Your task is to tally the lines of the listing containing the word "page" and report the figure alone.

**Recorded data**
----------------

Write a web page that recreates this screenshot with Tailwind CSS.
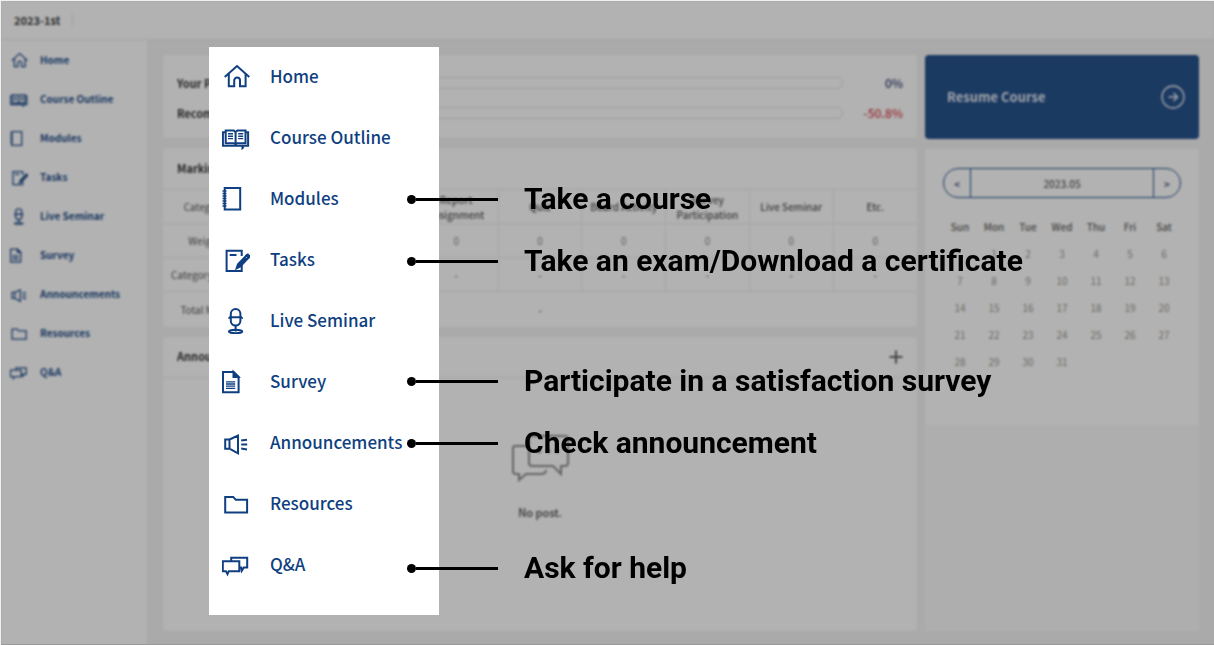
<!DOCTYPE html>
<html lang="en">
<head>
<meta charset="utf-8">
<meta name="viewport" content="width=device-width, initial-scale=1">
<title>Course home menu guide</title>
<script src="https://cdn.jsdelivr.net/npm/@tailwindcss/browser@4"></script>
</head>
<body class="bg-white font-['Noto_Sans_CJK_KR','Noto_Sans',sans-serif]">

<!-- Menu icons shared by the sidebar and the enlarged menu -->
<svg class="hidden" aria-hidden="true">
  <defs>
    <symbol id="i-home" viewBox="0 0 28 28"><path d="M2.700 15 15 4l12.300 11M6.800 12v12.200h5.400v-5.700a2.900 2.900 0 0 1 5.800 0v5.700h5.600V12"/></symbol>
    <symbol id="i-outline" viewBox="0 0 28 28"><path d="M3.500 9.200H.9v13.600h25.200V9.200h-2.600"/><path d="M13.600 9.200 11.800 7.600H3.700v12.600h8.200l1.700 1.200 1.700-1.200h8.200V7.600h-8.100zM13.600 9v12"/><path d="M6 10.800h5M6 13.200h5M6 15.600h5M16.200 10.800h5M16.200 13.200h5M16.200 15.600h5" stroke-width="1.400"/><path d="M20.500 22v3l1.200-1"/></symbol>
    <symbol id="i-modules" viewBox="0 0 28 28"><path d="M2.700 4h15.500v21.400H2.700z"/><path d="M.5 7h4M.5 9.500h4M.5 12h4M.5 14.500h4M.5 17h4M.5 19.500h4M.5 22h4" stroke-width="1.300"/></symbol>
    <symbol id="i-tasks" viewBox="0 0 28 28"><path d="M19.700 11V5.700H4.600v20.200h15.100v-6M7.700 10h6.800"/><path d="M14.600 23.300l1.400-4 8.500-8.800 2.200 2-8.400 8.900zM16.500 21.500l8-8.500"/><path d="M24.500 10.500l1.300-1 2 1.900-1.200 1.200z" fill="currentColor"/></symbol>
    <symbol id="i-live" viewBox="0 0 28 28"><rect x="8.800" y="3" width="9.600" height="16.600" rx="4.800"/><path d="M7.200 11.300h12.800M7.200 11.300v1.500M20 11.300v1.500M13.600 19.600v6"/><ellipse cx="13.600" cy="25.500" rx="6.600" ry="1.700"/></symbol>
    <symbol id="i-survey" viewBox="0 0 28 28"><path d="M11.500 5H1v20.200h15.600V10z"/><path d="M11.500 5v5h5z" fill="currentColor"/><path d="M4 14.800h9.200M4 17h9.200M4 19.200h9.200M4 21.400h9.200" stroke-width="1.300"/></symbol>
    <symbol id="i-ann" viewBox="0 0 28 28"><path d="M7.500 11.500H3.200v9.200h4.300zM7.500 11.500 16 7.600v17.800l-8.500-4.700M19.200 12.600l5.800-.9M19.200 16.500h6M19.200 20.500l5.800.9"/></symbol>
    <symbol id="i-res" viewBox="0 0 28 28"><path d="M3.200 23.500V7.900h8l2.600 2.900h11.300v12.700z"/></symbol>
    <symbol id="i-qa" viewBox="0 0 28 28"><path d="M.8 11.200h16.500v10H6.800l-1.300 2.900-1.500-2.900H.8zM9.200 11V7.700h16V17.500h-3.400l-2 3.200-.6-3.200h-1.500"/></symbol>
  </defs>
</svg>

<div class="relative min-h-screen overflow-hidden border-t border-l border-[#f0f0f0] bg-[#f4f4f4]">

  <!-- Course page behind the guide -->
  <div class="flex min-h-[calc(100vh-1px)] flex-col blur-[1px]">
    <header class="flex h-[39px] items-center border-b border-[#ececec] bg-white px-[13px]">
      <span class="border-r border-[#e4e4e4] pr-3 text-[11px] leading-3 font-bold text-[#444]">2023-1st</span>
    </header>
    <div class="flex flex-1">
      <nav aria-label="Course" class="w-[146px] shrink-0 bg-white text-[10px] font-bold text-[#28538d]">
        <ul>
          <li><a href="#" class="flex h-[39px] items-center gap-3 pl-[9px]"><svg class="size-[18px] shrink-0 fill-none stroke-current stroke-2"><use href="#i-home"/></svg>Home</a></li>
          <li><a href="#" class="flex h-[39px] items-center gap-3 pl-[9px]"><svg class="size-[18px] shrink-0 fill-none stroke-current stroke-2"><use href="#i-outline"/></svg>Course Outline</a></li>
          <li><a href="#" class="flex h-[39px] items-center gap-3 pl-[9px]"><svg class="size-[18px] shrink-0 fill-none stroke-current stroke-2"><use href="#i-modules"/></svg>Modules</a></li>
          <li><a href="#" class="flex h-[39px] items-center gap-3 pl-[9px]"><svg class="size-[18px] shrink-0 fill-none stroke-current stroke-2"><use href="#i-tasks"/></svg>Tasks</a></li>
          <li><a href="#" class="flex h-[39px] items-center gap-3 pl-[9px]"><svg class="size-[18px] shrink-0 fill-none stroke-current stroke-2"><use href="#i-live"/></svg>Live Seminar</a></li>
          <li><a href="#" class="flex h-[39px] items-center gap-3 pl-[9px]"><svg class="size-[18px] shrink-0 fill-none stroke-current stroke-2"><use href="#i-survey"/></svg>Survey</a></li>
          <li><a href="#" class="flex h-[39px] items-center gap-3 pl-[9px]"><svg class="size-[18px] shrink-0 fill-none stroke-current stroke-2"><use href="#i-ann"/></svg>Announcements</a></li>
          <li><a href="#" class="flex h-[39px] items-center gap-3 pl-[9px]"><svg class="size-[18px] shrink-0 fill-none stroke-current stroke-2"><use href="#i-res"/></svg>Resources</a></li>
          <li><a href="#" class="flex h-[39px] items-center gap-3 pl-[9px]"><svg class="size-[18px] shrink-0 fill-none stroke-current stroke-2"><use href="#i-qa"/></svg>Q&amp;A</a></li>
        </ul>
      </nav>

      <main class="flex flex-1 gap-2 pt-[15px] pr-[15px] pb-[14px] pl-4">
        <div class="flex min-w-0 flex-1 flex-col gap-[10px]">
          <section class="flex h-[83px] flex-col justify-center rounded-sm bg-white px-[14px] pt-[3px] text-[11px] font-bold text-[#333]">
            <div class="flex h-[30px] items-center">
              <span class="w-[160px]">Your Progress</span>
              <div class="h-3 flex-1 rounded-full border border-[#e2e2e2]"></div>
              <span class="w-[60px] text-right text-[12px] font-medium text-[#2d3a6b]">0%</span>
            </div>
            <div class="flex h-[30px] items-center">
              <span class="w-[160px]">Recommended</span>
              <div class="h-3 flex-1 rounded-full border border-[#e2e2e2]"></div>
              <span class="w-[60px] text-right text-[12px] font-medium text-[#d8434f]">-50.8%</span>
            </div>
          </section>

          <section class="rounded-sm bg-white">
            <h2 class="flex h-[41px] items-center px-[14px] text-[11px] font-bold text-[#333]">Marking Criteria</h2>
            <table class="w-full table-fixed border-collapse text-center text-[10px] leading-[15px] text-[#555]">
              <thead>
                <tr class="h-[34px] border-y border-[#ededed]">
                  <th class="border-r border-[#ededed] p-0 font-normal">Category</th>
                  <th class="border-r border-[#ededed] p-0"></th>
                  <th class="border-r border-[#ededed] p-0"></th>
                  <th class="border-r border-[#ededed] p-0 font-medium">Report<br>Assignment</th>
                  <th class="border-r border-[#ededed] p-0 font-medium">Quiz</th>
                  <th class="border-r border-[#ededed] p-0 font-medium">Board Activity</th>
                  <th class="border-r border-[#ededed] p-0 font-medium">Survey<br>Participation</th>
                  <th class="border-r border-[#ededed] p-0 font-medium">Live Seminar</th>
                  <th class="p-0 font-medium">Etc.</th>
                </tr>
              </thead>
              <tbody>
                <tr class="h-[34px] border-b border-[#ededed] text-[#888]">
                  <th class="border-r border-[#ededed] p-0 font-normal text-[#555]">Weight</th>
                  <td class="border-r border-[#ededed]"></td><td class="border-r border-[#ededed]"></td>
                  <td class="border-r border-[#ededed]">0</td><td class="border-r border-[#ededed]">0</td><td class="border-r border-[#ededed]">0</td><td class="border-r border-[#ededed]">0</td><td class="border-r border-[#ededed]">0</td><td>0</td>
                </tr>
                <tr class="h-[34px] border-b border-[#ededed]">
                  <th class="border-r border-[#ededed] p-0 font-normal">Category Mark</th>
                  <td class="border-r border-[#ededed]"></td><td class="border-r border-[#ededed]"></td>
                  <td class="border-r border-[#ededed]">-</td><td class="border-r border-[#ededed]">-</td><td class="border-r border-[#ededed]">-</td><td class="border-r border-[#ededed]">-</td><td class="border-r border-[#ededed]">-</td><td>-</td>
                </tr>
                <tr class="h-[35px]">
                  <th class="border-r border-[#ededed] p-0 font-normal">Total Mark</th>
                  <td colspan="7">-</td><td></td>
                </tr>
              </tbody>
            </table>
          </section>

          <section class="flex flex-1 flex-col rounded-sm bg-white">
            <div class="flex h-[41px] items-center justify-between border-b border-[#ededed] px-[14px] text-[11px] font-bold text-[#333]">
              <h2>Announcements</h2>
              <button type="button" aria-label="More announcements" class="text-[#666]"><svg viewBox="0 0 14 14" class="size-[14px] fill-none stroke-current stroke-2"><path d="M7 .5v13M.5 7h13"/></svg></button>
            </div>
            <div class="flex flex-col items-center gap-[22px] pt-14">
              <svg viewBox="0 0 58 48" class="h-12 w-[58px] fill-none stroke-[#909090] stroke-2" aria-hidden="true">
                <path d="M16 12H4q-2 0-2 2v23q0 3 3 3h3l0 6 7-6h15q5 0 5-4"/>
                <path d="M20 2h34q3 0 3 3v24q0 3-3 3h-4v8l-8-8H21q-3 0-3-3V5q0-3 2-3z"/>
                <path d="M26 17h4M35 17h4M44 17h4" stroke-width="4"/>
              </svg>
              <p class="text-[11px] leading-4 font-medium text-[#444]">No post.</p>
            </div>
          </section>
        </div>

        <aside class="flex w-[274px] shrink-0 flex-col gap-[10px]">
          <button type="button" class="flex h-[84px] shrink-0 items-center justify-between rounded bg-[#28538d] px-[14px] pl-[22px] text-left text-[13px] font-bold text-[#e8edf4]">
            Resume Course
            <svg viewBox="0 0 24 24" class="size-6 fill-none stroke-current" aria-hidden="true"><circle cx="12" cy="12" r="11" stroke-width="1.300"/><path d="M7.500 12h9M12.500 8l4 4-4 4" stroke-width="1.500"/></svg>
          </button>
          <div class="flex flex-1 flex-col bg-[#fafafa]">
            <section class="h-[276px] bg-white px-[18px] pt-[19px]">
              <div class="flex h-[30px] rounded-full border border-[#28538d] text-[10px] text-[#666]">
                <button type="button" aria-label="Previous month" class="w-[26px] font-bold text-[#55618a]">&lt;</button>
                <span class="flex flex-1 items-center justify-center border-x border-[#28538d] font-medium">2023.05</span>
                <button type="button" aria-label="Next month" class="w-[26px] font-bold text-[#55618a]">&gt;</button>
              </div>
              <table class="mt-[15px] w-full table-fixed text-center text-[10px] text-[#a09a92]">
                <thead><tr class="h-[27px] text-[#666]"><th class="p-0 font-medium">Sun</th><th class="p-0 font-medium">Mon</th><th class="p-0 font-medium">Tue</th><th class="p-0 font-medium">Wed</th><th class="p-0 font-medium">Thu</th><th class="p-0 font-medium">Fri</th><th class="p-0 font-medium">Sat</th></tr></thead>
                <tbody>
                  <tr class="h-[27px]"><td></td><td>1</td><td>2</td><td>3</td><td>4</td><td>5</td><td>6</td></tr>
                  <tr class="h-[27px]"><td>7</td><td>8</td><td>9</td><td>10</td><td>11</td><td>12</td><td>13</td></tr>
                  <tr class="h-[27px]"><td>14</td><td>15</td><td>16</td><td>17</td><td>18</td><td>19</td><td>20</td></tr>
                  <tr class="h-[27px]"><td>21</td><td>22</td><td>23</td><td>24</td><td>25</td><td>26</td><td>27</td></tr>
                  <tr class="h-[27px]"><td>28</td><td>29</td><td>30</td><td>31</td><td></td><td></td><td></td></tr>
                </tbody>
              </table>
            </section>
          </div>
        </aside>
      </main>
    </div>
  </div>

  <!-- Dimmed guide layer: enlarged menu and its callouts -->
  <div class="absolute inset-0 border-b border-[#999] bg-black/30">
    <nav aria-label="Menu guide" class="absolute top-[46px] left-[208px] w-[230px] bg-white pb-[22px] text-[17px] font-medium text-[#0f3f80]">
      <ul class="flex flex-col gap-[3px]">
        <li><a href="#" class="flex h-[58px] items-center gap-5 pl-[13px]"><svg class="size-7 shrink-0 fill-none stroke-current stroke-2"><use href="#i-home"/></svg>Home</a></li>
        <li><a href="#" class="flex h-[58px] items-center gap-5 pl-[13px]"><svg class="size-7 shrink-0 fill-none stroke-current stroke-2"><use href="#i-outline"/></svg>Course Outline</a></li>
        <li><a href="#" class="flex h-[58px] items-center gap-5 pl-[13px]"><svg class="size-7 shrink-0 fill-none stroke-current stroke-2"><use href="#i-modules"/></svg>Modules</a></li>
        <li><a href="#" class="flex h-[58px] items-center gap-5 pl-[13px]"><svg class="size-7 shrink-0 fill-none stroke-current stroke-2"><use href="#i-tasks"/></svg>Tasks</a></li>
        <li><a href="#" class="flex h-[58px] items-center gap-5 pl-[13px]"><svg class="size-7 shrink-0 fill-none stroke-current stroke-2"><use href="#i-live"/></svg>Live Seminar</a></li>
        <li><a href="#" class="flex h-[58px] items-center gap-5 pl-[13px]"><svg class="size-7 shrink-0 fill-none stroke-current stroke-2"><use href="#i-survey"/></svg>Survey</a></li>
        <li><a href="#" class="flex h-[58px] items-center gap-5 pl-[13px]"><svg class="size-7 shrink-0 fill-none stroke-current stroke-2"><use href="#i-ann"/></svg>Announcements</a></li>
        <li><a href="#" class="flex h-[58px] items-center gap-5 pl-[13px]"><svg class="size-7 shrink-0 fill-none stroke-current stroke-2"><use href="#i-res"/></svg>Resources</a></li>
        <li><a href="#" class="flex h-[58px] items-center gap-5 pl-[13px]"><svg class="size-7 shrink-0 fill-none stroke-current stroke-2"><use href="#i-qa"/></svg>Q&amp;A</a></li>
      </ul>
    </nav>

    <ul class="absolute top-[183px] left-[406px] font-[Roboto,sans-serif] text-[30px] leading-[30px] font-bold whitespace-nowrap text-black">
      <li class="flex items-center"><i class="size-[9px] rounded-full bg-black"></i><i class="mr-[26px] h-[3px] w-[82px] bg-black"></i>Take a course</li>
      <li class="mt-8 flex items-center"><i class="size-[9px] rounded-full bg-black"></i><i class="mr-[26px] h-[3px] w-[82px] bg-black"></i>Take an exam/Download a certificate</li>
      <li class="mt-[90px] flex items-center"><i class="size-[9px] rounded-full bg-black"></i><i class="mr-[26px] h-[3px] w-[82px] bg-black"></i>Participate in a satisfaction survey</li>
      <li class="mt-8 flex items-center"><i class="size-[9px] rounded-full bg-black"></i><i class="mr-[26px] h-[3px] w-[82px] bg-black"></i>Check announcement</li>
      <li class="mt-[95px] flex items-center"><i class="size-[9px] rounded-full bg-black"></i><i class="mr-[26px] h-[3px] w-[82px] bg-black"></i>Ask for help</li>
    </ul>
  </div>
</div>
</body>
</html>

----------------

**Solution for this task**
2